#### What is expected
What is the number of lines in the data that hold the string "this"? Reply with that number only.

#### Working data
▼

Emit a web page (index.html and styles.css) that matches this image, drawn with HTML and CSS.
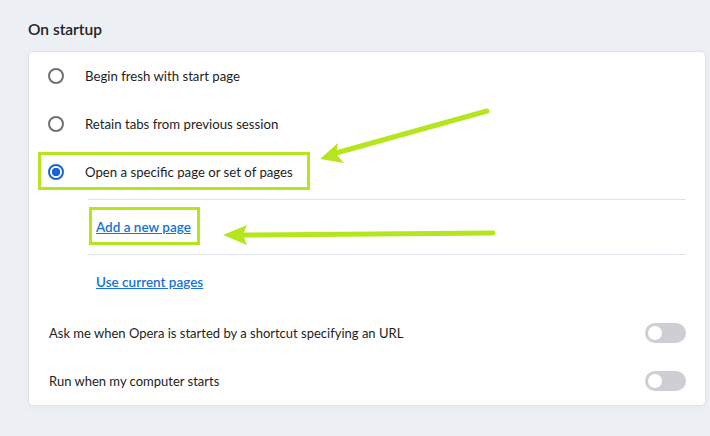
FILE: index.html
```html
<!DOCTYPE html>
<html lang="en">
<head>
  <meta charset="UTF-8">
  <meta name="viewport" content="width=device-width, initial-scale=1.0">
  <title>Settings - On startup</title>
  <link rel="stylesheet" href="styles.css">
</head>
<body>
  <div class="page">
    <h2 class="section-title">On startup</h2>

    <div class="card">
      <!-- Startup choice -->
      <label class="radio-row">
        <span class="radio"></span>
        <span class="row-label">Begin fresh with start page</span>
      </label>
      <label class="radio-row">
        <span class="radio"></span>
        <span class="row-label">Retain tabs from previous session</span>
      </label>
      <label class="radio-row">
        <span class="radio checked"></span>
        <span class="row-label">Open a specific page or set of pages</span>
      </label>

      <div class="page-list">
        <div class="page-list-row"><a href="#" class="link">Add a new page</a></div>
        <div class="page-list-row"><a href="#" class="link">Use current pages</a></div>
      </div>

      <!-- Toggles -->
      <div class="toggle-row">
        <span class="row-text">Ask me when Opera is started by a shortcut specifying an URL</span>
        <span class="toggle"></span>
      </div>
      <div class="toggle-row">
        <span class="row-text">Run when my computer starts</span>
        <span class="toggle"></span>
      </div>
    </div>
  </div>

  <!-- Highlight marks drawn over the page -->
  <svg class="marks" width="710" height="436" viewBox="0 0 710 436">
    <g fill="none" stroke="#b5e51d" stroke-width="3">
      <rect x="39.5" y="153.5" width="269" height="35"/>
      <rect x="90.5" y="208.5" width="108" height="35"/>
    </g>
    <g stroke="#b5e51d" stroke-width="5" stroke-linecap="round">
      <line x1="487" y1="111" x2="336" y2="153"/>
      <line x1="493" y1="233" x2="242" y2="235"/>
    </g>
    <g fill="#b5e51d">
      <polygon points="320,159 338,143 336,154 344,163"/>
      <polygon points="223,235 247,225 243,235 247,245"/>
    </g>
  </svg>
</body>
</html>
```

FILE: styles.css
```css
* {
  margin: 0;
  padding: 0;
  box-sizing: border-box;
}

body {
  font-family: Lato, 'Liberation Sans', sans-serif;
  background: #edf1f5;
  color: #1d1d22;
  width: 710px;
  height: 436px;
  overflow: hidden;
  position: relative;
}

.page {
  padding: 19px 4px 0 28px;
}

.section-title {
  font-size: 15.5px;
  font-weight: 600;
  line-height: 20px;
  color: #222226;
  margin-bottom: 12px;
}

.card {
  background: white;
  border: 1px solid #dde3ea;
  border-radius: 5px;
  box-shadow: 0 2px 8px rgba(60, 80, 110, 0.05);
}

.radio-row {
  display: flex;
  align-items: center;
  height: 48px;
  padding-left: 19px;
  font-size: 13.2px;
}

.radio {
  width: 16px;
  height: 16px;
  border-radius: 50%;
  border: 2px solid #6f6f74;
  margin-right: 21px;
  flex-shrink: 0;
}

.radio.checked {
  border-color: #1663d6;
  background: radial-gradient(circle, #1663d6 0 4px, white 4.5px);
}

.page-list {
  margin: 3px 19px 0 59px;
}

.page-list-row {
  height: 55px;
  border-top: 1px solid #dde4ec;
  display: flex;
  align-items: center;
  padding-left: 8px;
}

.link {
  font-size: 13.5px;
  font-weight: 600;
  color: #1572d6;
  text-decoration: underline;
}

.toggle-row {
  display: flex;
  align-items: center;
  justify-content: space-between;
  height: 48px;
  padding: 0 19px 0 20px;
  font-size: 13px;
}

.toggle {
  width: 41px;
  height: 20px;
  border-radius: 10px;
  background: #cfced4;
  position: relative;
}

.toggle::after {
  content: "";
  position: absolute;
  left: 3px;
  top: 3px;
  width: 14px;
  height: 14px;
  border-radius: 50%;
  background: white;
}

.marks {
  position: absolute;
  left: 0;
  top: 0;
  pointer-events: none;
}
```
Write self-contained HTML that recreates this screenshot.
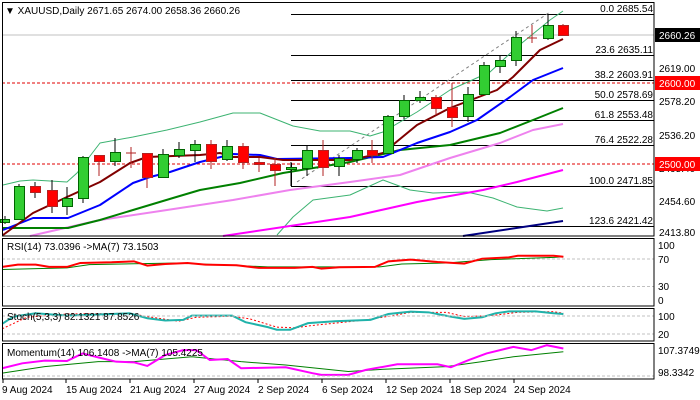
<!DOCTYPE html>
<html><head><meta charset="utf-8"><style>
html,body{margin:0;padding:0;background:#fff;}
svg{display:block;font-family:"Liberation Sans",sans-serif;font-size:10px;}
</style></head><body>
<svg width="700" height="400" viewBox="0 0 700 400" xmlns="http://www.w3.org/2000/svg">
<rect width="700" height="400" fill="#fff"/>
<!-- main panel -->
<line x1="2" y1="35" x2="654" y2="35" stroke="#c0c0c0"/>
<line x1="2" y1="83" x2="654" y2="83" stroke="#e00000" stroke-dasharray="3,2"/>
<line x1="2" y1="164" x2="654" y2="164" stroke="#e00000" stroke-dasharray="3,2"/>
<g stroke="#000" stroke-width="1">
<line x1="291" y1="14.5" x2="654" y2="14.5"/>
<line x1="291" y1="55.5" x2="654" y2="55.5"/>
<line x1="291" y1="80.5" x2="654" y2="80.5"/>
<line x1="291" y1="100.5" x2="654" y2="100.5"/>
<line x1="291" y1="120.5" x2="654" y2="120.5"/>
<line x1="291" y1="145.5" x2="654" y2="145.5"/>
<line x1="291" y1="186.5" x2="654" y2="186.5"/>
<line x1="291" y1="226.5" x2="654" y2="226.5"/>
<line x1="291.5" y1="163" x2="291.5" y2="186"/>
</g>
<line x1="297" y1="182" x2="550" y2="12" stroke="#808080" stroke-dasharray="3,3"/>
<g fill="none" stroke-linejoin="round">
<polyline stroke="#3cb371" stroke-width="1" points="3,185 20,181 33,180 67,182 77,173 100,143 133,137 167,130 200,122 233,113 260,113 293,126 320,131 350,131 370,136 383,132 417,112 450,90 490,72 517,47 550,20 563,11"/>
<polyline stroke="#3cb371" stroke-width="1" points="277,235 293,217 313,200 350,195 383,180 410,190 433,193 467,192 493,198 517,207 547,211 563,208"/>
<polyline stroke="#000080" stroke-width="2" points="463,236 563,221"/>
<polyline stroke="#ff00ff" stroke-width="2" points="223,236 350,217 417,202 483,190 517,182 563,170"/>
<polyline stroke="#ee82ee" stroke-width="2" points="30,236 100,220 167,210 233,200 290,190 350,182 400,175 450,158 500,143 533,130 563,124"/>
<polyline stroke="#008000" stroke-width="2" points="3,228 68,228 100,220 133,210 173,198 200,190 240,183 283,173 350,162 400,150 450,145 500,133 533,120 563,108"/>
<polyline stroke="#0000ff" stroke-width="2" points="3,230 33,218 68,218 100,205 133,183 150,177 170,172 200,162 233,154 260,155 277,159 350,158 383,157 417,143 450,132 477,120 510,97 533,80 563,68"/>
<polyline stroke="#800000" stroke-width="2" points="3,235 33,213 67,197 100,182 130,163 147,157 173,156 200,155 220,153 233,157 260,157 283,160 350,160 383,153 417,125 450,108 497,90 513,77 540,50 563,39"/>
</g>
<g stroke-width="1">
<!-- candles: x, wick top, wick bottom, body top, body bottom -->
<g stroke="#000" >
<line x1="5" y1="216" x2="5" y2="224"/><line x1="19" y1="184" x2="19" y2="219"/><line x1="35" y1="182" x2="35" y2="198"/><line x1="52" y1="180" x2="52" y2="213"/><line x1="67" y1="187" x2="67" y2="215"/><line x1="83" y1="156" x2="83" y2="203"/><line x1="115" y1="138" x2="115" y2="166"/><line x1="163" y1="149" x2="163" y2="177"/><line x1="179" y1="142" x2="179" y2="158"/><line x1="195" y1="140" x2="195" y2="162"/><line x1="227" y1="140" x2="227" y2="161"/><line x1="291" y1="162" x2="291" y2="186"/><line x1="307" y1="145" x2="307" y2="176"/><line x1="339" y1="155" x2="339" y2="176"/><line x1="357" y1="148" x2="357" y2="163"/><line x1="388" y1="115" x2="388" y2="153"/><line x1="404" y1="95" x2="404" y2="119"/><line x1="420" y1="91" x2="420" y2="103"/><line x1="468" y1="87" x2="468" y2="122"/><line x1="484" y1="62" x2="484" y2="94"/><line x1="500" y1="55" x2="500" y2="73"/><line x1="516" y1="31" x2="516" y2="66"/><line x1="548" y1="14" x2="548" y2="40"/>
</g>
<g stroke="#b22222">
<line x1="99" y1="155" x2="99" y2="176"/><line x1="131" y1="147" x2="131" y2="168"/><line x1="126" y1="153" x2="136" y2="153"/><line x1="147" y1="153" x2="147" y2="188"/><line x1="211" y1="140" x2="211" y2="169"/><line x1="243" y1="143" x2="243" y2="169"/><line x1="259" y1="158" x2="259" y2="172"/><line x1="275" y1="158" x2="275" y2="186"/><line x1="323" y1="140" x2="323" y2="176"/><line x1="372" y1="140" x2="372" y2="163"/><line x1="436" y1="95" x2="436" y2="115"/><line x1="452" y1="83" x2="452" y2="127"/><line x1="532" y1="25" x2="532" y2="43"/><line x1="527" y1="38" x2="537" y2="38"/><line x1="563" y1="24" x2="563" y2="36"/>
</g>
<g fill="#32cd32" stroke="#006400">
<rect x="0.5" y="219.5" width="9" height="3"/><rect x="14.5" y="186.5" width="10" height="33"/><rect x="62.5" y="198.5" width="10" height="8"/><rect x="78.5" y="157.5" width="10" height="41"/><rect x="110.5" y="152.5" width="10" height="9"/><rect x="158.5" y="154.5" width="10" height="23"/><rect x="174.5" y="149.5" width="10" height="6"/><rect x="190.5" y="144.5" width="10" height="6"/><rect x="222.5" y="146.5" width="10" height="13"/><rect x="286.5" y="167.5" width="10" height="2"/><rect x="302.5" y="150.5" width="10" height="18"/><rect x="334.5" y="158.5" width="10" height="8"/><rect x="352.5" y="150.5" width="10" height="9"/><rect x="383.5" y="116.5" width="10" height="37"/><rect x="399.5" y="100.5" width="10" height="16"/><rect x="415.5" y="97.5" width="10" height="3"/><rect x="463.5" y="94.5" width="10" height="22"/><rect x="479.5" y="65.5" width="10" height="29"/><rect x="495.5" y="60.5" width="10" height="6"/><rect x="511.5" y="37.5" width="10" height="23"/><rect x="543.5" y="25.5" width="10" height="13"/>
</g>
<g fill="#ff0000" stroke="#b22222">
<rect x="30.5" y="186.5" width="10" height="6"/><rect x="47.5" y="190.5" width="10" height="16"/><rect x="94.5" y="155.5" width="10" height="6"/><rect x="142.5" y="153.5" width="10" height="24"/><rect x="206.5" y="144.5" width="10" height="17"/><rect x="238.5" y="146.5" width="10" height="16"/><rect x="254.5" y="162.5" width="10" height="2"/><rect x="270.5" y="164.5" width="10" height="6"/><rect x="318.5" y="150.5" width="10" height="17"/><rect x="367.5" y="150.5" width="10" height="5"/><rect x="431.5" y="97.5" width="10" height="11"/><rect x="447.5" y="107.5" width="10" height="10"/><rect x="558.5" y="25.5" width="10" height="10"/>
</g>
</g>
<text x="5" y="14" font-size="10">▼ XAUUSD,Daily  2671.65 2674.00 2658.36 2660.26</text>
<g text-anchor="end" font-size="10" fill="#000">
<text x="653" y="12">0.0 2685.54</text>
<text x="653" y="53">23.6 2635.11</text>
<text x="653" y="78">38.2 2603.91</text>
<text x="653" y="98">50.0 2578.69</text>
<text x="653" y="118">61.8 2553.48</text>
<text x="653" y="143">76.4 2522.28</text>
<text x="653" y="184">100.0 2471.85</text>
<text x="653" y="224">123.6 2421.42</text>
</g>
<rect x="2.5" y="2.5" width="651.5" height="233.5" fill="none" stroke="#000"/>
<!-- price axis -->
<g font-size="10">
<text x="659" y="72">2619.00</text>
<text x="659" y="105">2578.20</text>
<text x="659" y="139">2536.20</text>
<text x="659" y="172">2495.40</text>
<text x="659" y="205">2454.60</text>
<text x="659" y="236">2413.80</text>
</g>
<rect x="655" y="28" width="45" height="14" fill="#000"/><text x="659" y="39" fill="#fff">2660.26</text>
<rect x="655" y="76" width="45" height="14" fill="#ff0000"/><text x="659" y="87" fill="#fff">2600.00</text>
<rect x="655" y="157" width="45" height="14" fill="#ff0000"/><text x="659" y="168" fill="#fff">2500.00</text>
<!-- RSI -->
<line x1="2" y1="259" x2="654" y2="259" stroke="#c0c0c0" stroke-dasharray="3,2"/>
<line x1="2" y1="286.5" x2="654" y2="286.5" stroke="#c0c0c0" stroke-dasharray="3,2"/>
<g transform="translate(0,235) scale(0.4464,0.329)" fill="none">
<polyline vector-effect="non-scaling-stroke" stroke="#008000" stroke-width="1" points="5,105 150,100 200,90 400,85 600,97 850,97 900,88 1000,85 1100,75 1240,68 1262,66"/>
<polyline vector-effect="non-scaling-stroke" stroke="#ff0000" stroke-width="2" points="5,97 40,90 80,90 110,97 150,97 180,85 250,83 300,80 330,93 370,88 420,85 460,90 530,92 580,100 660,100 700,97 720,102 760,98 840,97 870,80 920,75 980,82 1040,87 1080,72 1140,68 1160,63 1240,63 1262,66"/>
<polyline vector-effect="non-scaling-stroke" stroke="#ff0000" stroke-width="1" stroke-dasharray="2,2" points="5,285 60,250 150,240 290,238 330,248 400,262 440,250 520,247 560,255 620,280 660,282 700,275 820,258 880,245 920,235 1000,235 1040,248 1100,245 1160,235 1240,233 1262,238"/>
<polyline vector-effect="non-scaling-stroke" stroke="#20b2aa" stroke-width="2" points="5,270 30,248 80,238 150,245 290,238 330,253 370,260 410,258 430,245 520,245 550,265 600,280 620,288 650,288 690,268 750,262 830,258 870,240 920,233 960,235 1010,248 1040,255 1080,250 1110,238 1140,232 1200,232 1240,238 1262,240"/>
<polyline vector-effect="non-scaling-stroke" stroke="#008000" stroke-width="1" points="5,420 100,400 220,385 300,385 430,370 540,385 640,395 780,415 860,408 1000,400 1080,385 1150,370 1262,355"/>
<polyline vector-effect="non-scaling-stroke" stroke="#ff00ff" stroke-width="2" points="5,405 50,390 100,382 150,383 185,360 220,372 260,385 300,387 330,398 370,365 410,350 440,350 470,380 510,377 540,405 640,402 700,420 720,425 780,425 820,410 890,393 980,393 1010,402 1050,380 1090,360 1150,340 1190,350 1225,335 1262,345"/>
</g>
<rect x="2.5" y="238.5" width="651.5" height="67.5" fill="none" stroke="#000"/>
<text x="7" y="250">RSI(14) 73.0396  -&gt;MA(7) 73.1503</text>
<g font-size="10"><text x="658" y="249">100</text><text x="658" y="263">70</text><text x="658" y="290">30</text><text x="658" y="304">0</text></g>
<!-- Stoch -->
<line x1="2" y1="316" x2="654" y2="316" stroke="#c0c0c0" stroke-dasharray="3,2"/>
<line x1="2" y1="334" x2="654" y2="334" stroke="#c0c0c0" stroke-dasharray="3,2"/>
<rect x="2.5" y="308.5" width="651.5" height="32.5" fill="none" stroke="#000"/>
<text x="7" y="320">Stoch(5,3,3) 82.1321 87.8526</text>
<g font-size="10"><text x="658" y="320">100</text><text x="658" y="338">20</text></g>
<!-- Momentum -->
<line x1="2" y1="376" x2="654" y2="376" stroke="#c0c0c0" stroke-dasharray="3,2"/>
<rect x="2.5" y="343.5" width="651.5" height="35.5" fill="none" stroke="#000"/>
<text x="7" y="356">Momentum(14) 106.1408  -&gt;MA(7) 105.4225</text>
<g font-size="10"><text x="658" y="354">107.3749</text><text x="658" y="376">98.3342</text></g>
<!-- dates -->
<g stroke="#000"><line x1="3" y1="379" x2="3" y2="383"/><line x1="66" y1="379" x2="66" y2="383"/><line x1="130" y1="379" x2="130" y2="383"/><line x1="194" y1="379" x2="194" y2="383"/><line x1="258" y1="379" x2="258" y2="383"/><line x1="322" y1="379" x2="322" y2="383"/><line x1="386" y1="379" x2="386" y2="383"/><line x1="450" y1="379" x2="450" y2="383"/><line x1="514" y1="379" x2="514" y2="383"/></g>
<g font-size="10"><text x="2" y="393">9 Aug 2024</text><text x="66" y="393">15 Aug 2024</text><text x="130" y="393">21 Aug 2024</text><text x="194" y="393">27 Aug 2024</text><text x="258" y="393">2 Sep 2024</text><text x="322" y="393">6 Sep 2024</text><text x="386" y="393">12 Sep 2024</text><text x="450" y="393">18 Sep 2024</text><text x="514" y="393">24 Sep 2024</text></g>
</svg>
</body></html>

▲

#### Output of the exercise
2